> WORK TO BE COMPLETED
Quote all of the data that follows exactly as written, skipping the images.

:::

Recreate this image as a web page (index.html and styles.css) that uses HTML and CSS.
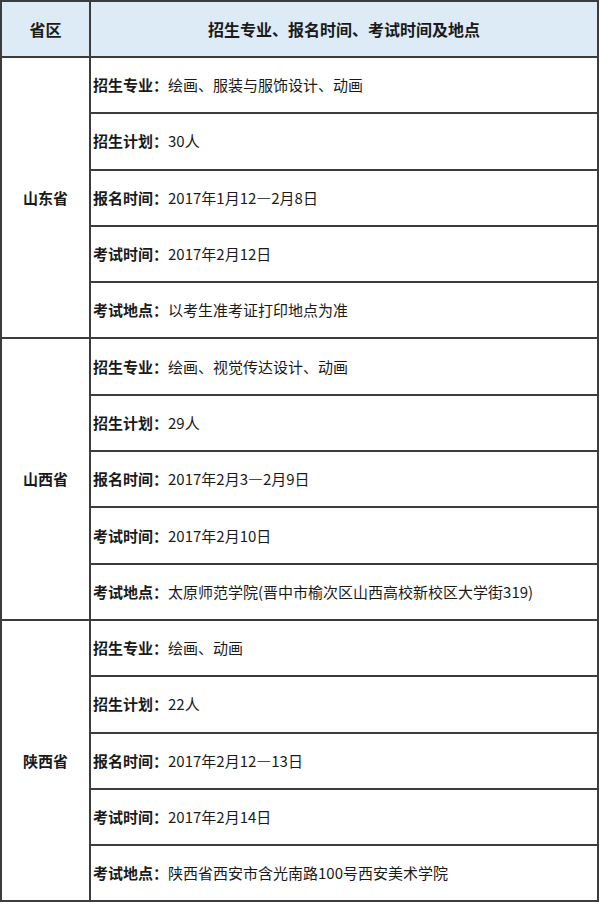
FILE: index.html
```html
<!DOCTYPE html>
<html lang="zh-CN">
<head>
<meta charset="utf-8">
<title>招生信息</title>
<link rel="stylesheet" href="styles.css">
</head>
<body>
<table class="info">
  <colgroup><col class="c-prov"><col class="c-detail"></colgroup>
  <thead>
    <tr class="head-row"><th>省区</th><th>招生专业、报名时间、考试时间及地点</th></tr>
  </thead>
  <tbody>
    <tr><td class="prov" rowspan="5">山东省</td><td><b>招生专业：</b>绘画、服装与服饰设计、动画</td></tr>
    <tr><td><b>招生计划：</b>30人</td></tr>
    <tr><td><b>报名时间：</b>2017年1月12—2月8日</td></tr>
    <tr><td><b>考试时间：</b>2017年2月12日</td></tr>
    <tr><td><b>考试地点：</b>以考生准考证打印地点为准</td></tr>
    <tr><td class="prov" rowspan="5">山西省</td><td><b>招生专业：</b>绘画、视觉传达设计、动画</td></tr>
    <tr><td><b>招生计划：</b>29人</td></tr>
    <tr><td><b>报名时间：</b>2017年2月3—2月9日</td></tr>
    <tr><td><b>考试时间：</b>2017年2月10日</td></tr>
    <tr><td><b>考试地点：</b>太原师范学院(晋中市榆次区山西高校新校区大学街319)</td></tr>
    <tr><td class="prov" rowspan="5">陕西省</td><td><b>招生专业：</b>绘画、动画</td></tr>
    <tr><td><b>招生计划：</b>22人</td></tr>
    <tr><td><b>报名时间：</b>2017年2月12—13日</td></tr>
    <tr><td><b>考试时间：</b>2017年2月14日</td></tr>
    <tr><td><b>考试地点：</b>陕西省西安市含光南路100号西安美术学院</td></tr>
  </tbody>
</table>
</body>
</html>
```
FILE: styles.css
```css
html, body {
  margin: 0;
  padding: 0;
  background: #ffffff;
}
body {
  font-family: "Noto Sans CJK SC", "Noto Sans", sans-serif;
  color: #1a1a1a;
}
.info {
  border-collapse: collapse;
  table-layout: fixed;
  width: 597px;
  margin: 0;
}
.c-prov { width: 89px; }
.c-detail { width: 508px; }
.info th, .info td {
  border: 2px solid #3c3c3c;
  padding: 0 2px;
  vertical-align: middle;
  font-size: 15px;
  line-height: 20px;
  white-space: nowrap;
}
.head-row th {
  background: #ddebf7;
  font-size: 16px;
  font-weight: bold;
  text-align: center;
  height: 56px;
  box-sizing: border-box;
}
.info tbody tr { height: 56.3px; }
.info td b { font-weight: bold; }
.info td.prov {
  text-align: center;
  font-weight: bold;
}
```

:::

> EXPECTED ANSWER
Recreate this image as a web page (index.html and styles.css) that uses HTML and CSS.
FILE: index.html
```html
<!DOCTYPE html>
<html lang="zh-CN">
<head>
<meta charset="utf-8">
<title>招生信息</title>
<link rel="stylesheet" href="styles.css">
</head>
<body>
<table class="info">
  <colgroup><col class="c-prov"><col class="c-detail"></colgroup>
  <thead>
    <tr class="head-row"><th>省区</th><th>招生专业、报名时间、考试时间及地点</th></tr>
  </thead>
  <tbody>
    <tr><td class="prov" rowspan="5">山东省</td><td><b>招生专业：</b>绘画、服装与服饰设计、动画</td></tr>
    <tr><td><b>招生计划：</b>30人</td></tr>
    <tr><td><b>报名时间：</b>2017年1月12—2月8日</td></tr>
    <tr><td><b>考试时间：</b>2017年2月12日</td></tr>
    <tr><td><b>考试地点：</b>以考生准考证打印地点为准</td></tr>
    <tr><td class="prov" rowspan="5">山西省</td><td><b>招生专业：</b>绘画、视觉传达设计、动画</td></tr>
    <tr><td><b>招生计划：</b>29人</td></tr>
    <tr><td><b>报名时间：</b>2017年2月3—2月9日</td></tr>
    <tr><td><b>考试时间：</b>2017年2月10日</td></tr>
    <tr><td><b>考试地点：</b>太原师范学院(晋中市榆次区山西高校新校区大学街319)</td></tr>
    <tr><td class="prov" rowspan="5">陕西省</td><td><b>招生专业：</b>绘画、动画</td></tr>
    <tr><td><b>招生计划：</b>22人</td></tr>
    <tr><td><b>报名时间：</b>2017年2月12—13日</td></tr>
    <tr><td><b>考试时间：</b>2017年2月14日</td></tr>
    <tr><td><b>考试地点：</b>陕西省西安市含光南路100号西安美术学院</td></tr>
  </tbody>
</table>
</body>
</html>
```
FILE: styles.css
```css
html, body {
  margin: 0;
  padding: 0;
  background: #ffffff;
}
body {
  font-family: "Noto Sans CJK SC", "Noto Sans", sans-serif;
  color: #1a1a1a;
}
.info {
  border-collapse: collapse;
  table-layout: fixed;
  width: 597px;
  margin: 0;
}
.c-prov { width: 89px; }
.c-detail { width: 508px; }
.info th, .info td {
  border: 2px solid #3c3c3c;
  padding: 0 2px;
  vertical-align: middle;
  font-size: 15px;
  line-height: 20px;
  white-space: nowrap;
}
.head-row th {
  background: #ddebf7;
  font-size: 16px;
  font-weight: bold;
  text-align: center;
  height: 56px;
  box-sizing: border-box;
}
.info tbody tr { height: 56.3px; }
.info td b { font-weight: bold; }
.info td.prov {
  text-align: center;
  font-weight: bold;
}
```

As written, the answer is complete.